Tatiana Suarez knows the benefits of fighting a significantly shorter opponent.

“I don’t have to lift my leg so high to kick her in the face,” the UFC strawweight said.

On top of that, for a former world-class freestyle wrestler like Suarez, size rarely matters when the fight goes to the ground.

The mat, however, is where there might be one issue for the 5-foot-5 Suarez when she takes on 5-foot-tall Viviane Pereira on the prelims of UFC Fight Night 120 on Saturday in Norfolk, Va.

“Their limbs are significantly smaller,” the Season 23 winner of “The Ultimate Fighter” said. “It’s weird when you go with someone who doesn’t have a limb as long. It’s like, ‘OK, I want to grab this arm, but there’s not much there.’”

At least Suarez, 26, has only her opponents’ arms to worry about now. Last year, it was her own.

Even as the Northview High of Covina graduate and Fontana resident was gearing up for the TUF 23 final 16 months ago against Amanda Cooper, her right shoulder was barking.

Tatiana Suarez battles Amanda Cooper during the Ultimate Fighter Finale: Team Jedrzejczyk vs. Team Claudia, Friday, July 8, 2016, at the MGM Grand, in Las Vegas, NV. (Photo by Hans Gutknecht/Los Angeles Daily News)

After winning the UFC reality show with an impressive first-round D’arce choke submission of Cooper, Suarez (5-0) said the shoulder felt fine and agreed to her second UFC fight against Julianna Lima at UFC Fight 102 last December.

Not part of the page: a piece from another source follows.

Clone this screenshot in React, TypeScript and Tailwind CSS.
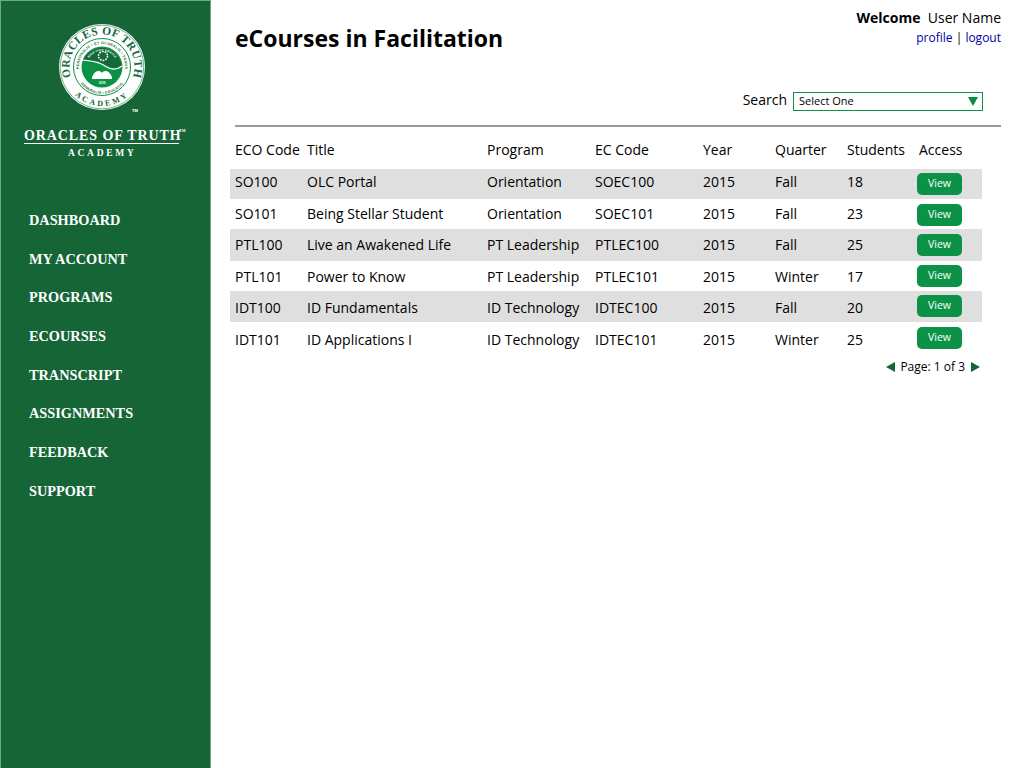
const NAV = ['DASHBOARD', 'MY ACCOUNT', 'PROGRAMS', 'ECOURSES', 'TRANSCRIPT', 'ASSIGNMENTS', 'FEEDBACK', 'SUPPORT']

// the rows in the mockup are not evenly spaced, so each one carries its own offsets
const ROWS = [
  { cells: ['SO100', 'OLC Portal', 'Orientation', 'SOEC100', '2015', 'Fall', '18'], row: 'h-[30px] bg-[#dfdfdf]', text: 'pt-[3px]', btn: 'mt-[4px]' },
  { cells: ['SO101', 'Being Stellar Student', 'Orientation', 'SOEC101', '2015', 'Fall', '23'], row: 'h-[30px]', text: 'pt-[5px]', btn: 'mt-[5px]' },
  { cells: ['PTL100', 'Live an Awakened Life', 'PT Leadership', 'PTLEC100', '2015', 'Fall', '25'], row: 'h-[32px] bg-[#dfdfdf]', text: 'pt-[6px]', btn: 'mt-[5px]' },
  { cells: ['PTL101', 'Power to Know', 'PT Leadership', 'PTLEC101', '2015', 'Winter', '17'], row: 'h-[30px]', text: 'pt-[6px]', btn: 'mt-[4px]' },
  { cells: ['IDT100', 'ID Fundamentals', 'ID Technology', 'IDTEC100', '2015', 'Fall', '20'], row: 'h-[31px] bg-[#dfdfdf]', text: 'pt-[7px]', btn: 'mt-[4px]' },
  { cells: ['IDT101', 'ID Applications I', 'ID Technology', 'IDTEC101', '2015', 'Winter', '25'], row: 'h-[31px]', text: 'pt-[8px]', btn: 'mt-[5px]' },
]

const HEADERS = ['ECO Code', 'Title', 'Program', 'EC Code', 'Year', 'Quarter', 'Students']

const COLUMNS = 'grid grid-cols-[72px_180px_108px_108px_72px_72px_70px_65px] pl-[5px]'

function Seal() {
  return (
    <svg width="88" height="88" viewBox="0 0 88 88" className="block">
      <defs>
        <path id="seal-top" d="M 19.1 64.9 A 32.5 32.5 0 1 1 68.9 64.9" />
        <path id="seal-bottom" d="M 5 44 A 39 39 0 0 0 83 44" />
        <path id="seal-inner" d="M 26.4 58.8 A 23 23 0 1 1 61.6 58.8" />
        <path id="seal-inner-bottom" d="M 17 44 A 27 27 0 0 0 71 44" />
        <path id="seal-motto" d="M 29.5 38 A 15.5 15.5 0 0 1 58.5 38" />
      </defs>
      <circle cx="44" cy="44" r="43" fill="#ffffff" />
      <circle cx="44" cy="44" r="41.8" fill="none" stroke="#0f7a40" strokeWidth="0.6" />
      <circle cx="44" cy="44" r="28.5" fill="#ffffff" stroke="#0b9247" strokeWidth="1" />
      <text fontFamily="'Liberation Serif', serif" fontSize="11.5" fontWeight="700" fill="#14693a" letterSpacing="0.3">
        <textPath href="#seal-top" startOffset="50%" textAnchor="middle">ORACLES OF TRUTH</textPath>
      </text>
      <text fontFamily="'Liberation Serif', serif" fontSize="8" fontWeight="700" fill="#14693a" letterSpacing="2.6">
        <textPath href="#seal-bottom" startOffset="50%" textAnchor="middle">ACADEMY</textPath>
      </text>
      <text fontFamily="'Liberation Sans', sans-serif" fontSize="3.6" fontWeight="700" fill="#14693a" letterSpacing="0.3">
        <textPath href="#seal-inner" startOffset="50%" textAnchor="middle">PERSONALIS • ET GLOBALIS • TRANS</textPath>
      </text>
      <text fontFamily="'Liberation Sans', sans-serif" fontSize="3.6" fontWeight="700" fill="#14693a" letterSpacing="0.3">
        <textPath href="#seal-inner-bottom" startOffset="50%" textAnchor="middle">GENERALIS • EDUCATIO</textPath>
      </text>
      <circle cx="44" cy="44" r="20.5" fill="#0b9247" />
      <path d="M 25 37 C 28 30 36 25 44 25 C 54 25 62 33 64 43 C 58 46 52 45 47 42 C 40 38 32 38 25 37 Z" fill="#14693a" />
      <path d="M 24 37 C 32 38 40 38 47 43 C 53 47 59 47 64 43" fill="none" stroke="#ffffff" strokeWidth="1.2" />
      <circle cx="45" cy="33" r="4.5" fill="none" stroke="#ffffff" strokeWidth="1.5" strokeDasharray="1.7 1.1" />
      <path d="M 34 54 C 37 47 42 47 44 50 C 46 47 51 47 54 54 L 54 56 L 34 56 Z" fill="#ffffff" />
      <text fontFamily="'Liberation Sans', sans-serif" fontSize="3" fontWeight="700" fill="#ffffff" letterSpacing="0.15">
        <textPath href="#seal-motto" startOffset="50%" textAnchor="middle">BIOS VIVIT GRACIA</textPath>
      </text>
      <text x="44" y="61" textAnchor="middle" fontFamily="'Liberation Sans', sans-serif" fontSize="3" fontWeight="700" fill="#ffffff">2009</text>
    </svg>
  )
}

function Logo() {
  return (
    <div className="flex flex-col items-start pt-[22px] pl-[23px] text-white">
      <div className="relative ml-[34px]">
        <Seal />
        <span className="absolute left-[74px] bottom-[-2px] text-[4px] font-bold leading-none">TM</span>
      </div>
      <div className="relative mt-[17px] w-[155px] border-b border-white text-center font-['Liberation_Serif',serif] text-[14px] font-bold leading-[15px] tracking-[0.9px] whitespace-nowrap">
        ORACLES OF TRUTH
        <span className="absolute left-[155px] top-[1px] text-[4px] leading-none tracking-normal">TM</span>
      </div>
      <div className="mt-[3px] ml-[44px] font-['Liberation_Serif',serif] text-[9.5px] font-bold leading-[12px] tracking-[2.7px]">
        ACADEMY
      </div>
    </div>
  )
}

function Sidebar() {
  return (
    <aside className="h-screen w-[211px] shrink-0 border-x border-t border-[#6fa78a] bg-[#156537]">
      <Logo />
      <nav className="mt-[51px] flex flex-col gap-[17.7px] pl-[28px]">
        {NAV.map((item) => (
          <a key={item} className="font-['Liberation_Serif',serif] text-[14.3px] font-bold leading-[21px] text-white whitespace-nowrap">
            {item}
          </a>
        ))}
      </nav>
    </aside>
  )
}

function CourseTable() {
  return (
    <div className="w-[771px] text-[14px] text-black">
      <div className={`${COLUMNS} h-[42px] items-center pt-[3px]`}>
        {HEADERS.map((h) => (
          <div key={h} className="whitespace-nowrap">{h}</div>
        ))}
        <div className="pl-[2px]">Access</div>
      </div>
      {ROWS.map((r) => (
        <div key={r.cells[0]} className={`${COLUMNS} w-[752px] items-start ${r.row}`}>
          {r.cells.map((cell, j) => (
            <div key={j} className={`whitespace-nowrap leading-[20px] ${r.text}`}>{cell}</div>
          ))}
          <button className={`h-[22px] w-[45px] rounded-[5px] bg-[#0b9247] pb-[2px] text-[10.5px] leading-[20px] text-white ${r.btn}`}>View</button>
        </div>
      ))}
      <div className="mt-[6px] flex w-[752px] items-center justify-end pr-[2px] text-[12px] leading-[16px]">
        <svg width="9" height="10" viewBox="0 0 9 10" className="mr-[5px]"><path d="M0 5 L9 0 V10 Z" fill="#156537" /></svg>
        <span>Page: 1 of 3</span>
        <svg width="9" height="10" viewBox="0 0 9 10" className="ml-[6px]"><path d="M9 5 L0 0 V10 Z" fill="#156537" /></svg>
      </div>
    </div>
  )
}

export default function App() {
  return (
    <main className="flex h-screen overflow-hidden bg-white font-['Open_Sans',sans-serif]">
      <Sidebar />
      <div className="flex-1 pl-[19px]">
        <div className="flex items-start justify-between pr-[23px] pl-[5px]">
          <h1 className="mt-[22px] text-[23px] font-bold leading-[32px] text-black">eCourses in Facilitation</h1>
          <div className="mt-[8px] text-right">
            <div className="text-[14px] leading-[20px] text-black">
              <span className="font-bold">Welcome</span>&nbsp; User Name
            </div>
            <div className="mt-[1px] text-[12px] leading-[18px] text-black">
              <a className="text-[#0000a0]">profile</a> | <a className="text-[#0000a0]">logout</a>
            </div>
          </div>
        </div>
        <div className="mt-[36px] flex items-start justify-end gap-[6px] pr-[41px]">
          <span className="text-[14px] leading-[20px] text-black">Search</span>
          <div className="mt-[2px] flex h-[19px] w-[190px] items-center justify-between border border-[#0b9247] pl-[5px] pr-[4px] text-[11px] text-black">
            <span>Select One</span>
            <svg width="10" height="9" viewBox="0 0 10 9"><path d="M0 0 H10 L5 9 Z" fill="#0b8a45" /></svg>
          </div>
        </div>
        <div className="ml-[5px] mt-[14px] w-[766px] border-t-2 border-[#9a9a9a]" />
        <CourseTable />
      </div>
    </main>
  )
}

During camp, the aches worsened and gnawed at her. Her coaches kept telling her during sparring to keep her right hand up. What might have looked like fundamental lapses or fatigue was actually a matter of being physically unable to lift her arm.

“I was slapping people from my waist. It was horrible,” said the Bellflower native, who trains at Millennia MMA in Rancho Cucamonga.

Just 16 days out, Suarez had to withdraw from the Lima fight. She was diagnosed with a torn biceps tendon and a Type 3 tear of her labrum, also known as a bucket-handle tear because it droops into the shoulder joint.

“They were saying most of the pain was coming from the bicep,” Suarez said. “That’s why it was difficult for me to hold my arm up and extend and flex because the bicep was torn off the bone.”

Suarez saw the video of the surgery and was slightly disgusted: “It looked like shredded tuna.”

It was Suarez’s first time under the knife for an injury, but she had endured worse.